At the water break meeting, the ETAs talk a lot about discomfort, about not fitting in, about moments when the puzzle pieces don’t line up. The mood is a little bit bleak. The director of MACEE, who has seen cohort after cohort of ETAs come and go, reminds everyone that discomfort is an underrated feeling, and it’s in those moments of prolonged discomfort that true growth can happen. Nothing really happens when everything is comfortable and perfect. Discomfort is a catalyst, a galvanizer.
Loneliness can be terrible, and in the worst cases, it can be crushing. It lives in the mind, so it is difficult to hide from, and impossible to kill. So to defeat it, you must make peace with it. When it does arise, let it wash over you. Recognize that loneliness is like a tide – at some point, it must recede. It may not recede quickly, and it will never recede completely, but it must recede all the same.
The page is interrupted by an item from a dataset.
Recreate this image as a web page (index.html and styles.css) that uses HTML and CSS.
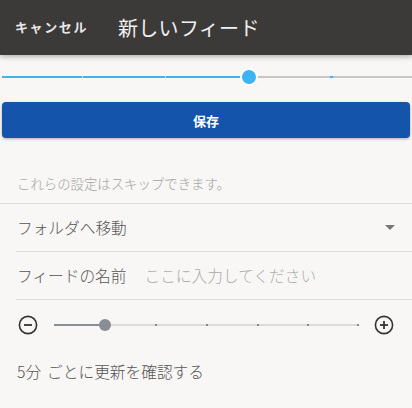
FILE: index.html
```html
<!DOCTYPE html>
<html lang="ja">
<head>
<meta charset="utf-8">
<link rel="stylesheet" href="styles.css">
</head>
<body>
<header class="bar">
  <span class="cancel">キャンセル</span>
  <span class="title">新しいフィード</span>
</header>
<div class="steps">
  <div class="steps-track">
    <div class="steps-fill"></div>
    <span class="tick t1"></span>
    <span class="tick t2"></span>
    <span class="tick t4"></span>
    <span class="steps-thumb"></span>
  </div>
</div>
<div class="btn-wrap"><button class="save">保存</button></div>
<p class="hint">これらの設定はスキップできます。</p>
<div class="sep full"></div>
<div class="row">
  <span class="label">フォルダへ移動</span>
  <span class="caret"></span>
</div>
<div class="sep"></div>
<div class="row">
  <span class="label">フィードの名前</span>
  <span class="placeholder">ここに入力してください</span>
</div>
<div class="sep"></div>
<div class="slider-row">
  <svg class="icon" width="20" height="20" viewBox="0 0 20 20"><circle cx="10" cy="10" r="8.6" fill="none" stroke="#333" stroke-width="1.6"/><line x1="6" y1="10" x2="14" y2="10" stroke="#333" stroke-width="1.8"/></svg>
  <div class="slider">
    <div class="slider-fill"></div>
    <span class="dot d2"></span><span class="dot d3"></span><span class="dot d4"></span><span class="dot d5"></span><span class="dot d6"></span>
    <span class="slider-thumb"></span>
  </div>
  <svg class="icon" width="20" height="20" viewBox="0 0 20 20"><circle cx="10" cy="10" r="8.6" fill="none" stroke="#333" stroke-width="1.6"/><line x1="6" y1="10" x2="14" y2="10" stroke="#333" stroke-width="1.8"/><line x1="10" y1="6" x2="10" y2="14" stroke="#333" stroke-width="1.8"/></svg>
</div>
<p class="interval"><span class="num">5分</span>ごとに更新を確認する</p>
</body>
</html>
```
FILE: styles.css
```css
html, body {
  margin: 0;
  padding: 0;
  background: #f8f7f5;
  font-family: "Noto Sans CJK JP", "Noto Sans", sans-serif;
}
.bar {
  height: 55px;
  background: #3c3a38;
  display: flex;
  align-items: center;
  box-shadow: 0 2px 5px rgba(0,0,0,0.28);
  position: relative;
  z-index: 1;
}
.cancel {
  color: #e8e8e8;
  font-size: 13px;
  font-weight: bold;
  letter-spacing: 1.6px;
  margin-left: 15px;
  margin-top: -2px;
}
.title {
  color: #f0f0f0;
  font-size: 20px;
  font-weight: 400;
  margin-left: 30px;
  letter-spacing: 0.3px;
}
.steps {
  padding: 21px 0 0 2px;
  height: 47px;
  box-sizing: border-box;
}
.steps-track {
  position: relative;
  height: 2px;
  background: #c6c6c6;
}
.steps-fill {
  width: 245px;
  height: 2px;
  background: #3db4f2;
}
.tick {
  position: absolute;
  top: 0;
  width: 1px;
  height: 2px;
  background: #cfcfcf;
}
.t1 { left: 80px; }
.t2 { left: 163px; }
.t4 { left: 328px; width: 3px; background: #3db4f2; }
.steps-thumb {
  position: absolute;
  left: 238px;
  top: -8px;
  width: 14px;
  height: 14px;
  border-radius: 50%;
  background: #3db4f2;
  border: 2px solid #fff;
}
.btn-wrap {
  padding: 0 2px;
}
.save {
  display: block;
  width: 100%;
  height: 36px;
  border: none;
  border-radius: 4px;
  background: #1455ab;
  color: #fff;
  font-family: inherit;
  font-size: 13px;
  font-weight: bold;
  box-shadow: 0 1px 3px rgba(0,0,0,0.3);
}
.hint {
  margin: 0;
  padding: 35px 0 0 17px;
  height: 65px;
  box-sizing: border-box;
  font-size: 13.4px;
  font-weight: 300;
  color: #a3a3a3;
  line-height: 20px;
}
.sep {
  height: 1px;
  background: #dddcda;
  margin-left: 16px;
}
.sep.full { margin-left: 0; }
.row {
  height: 47px;
  display: flex;
  align-items: center;
  padding-left: 17px;
  padding-right: 16px;
  box-sizing: border-box;
}
.label {
  font-size: 15.7px;
  font-weight: 300;
  color: #555;
}
.placeholder {
  font-size: 15.7px;
  font-weight: 300;
  color: #aaa;
  margin-left: 18px;
}
.caret {
  margin-left: auto;
  margin-right: 1px;
  width: 0;
  height: 0;
  border-left: 5px solid transparent;
  border-right: 5px solid transparent;
  border-top: 5px solid #777;
}
.slider-row {
  height: 49px;
  display: flex;
  align-items: center;
  padding: 0 18px 0 18px;
}
.slider {
  position: relative;
  flex: 1;
  height: 2px;
  background: #dcdcdc;
  margin: 0 15px 0 16px;
}
.slider-fill {
  width: 51px;
  height: 2px;
  background: #8a8d94;
}
.dot {
  position: absolute;
  top: 0;
  width: 2px;
  height: 2px;
  background: #888;
}
.d2 { left: 101px; }
.d3 { left: 152px; }
.d4 { left: 203px; }
.d5 { left: 253px; }
.d6 { left: 303px; }
.slider-thumb {
  position: absolute;
  left: 45px;
  top: -5px;
  width: 12px;
  height: 12px;
  border-radius: 50%;
  background: #8a8d94;
}
.interval {
  margin: 0;
  padding: 13px 0 0 17px;
  font-size: 15.7px;
  font-weight: 300;
  color: #555;
  line-height: 20px;
}
.num {
  margin-right: 6px;
}
```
And being an outsider, an other, is not the end of the world. Being an outsider in this new environment should remind you that, back at home, there are also outsiders. Sometimes they are invisible, and sometimes they are persecuted. At times, you may have been one of them. So at the end of the day, you learn sympathy for those who must always exist somewhere outside. You learn how to reach across the boundaries, to grasp for connections when other people have given up, because you know how it feels to be left out. You learn how to listen to the story beyond the surface. You learn the value of every small gesture that strives towards inclusivity. You learn how to become more kind, more empathetic, and more complete.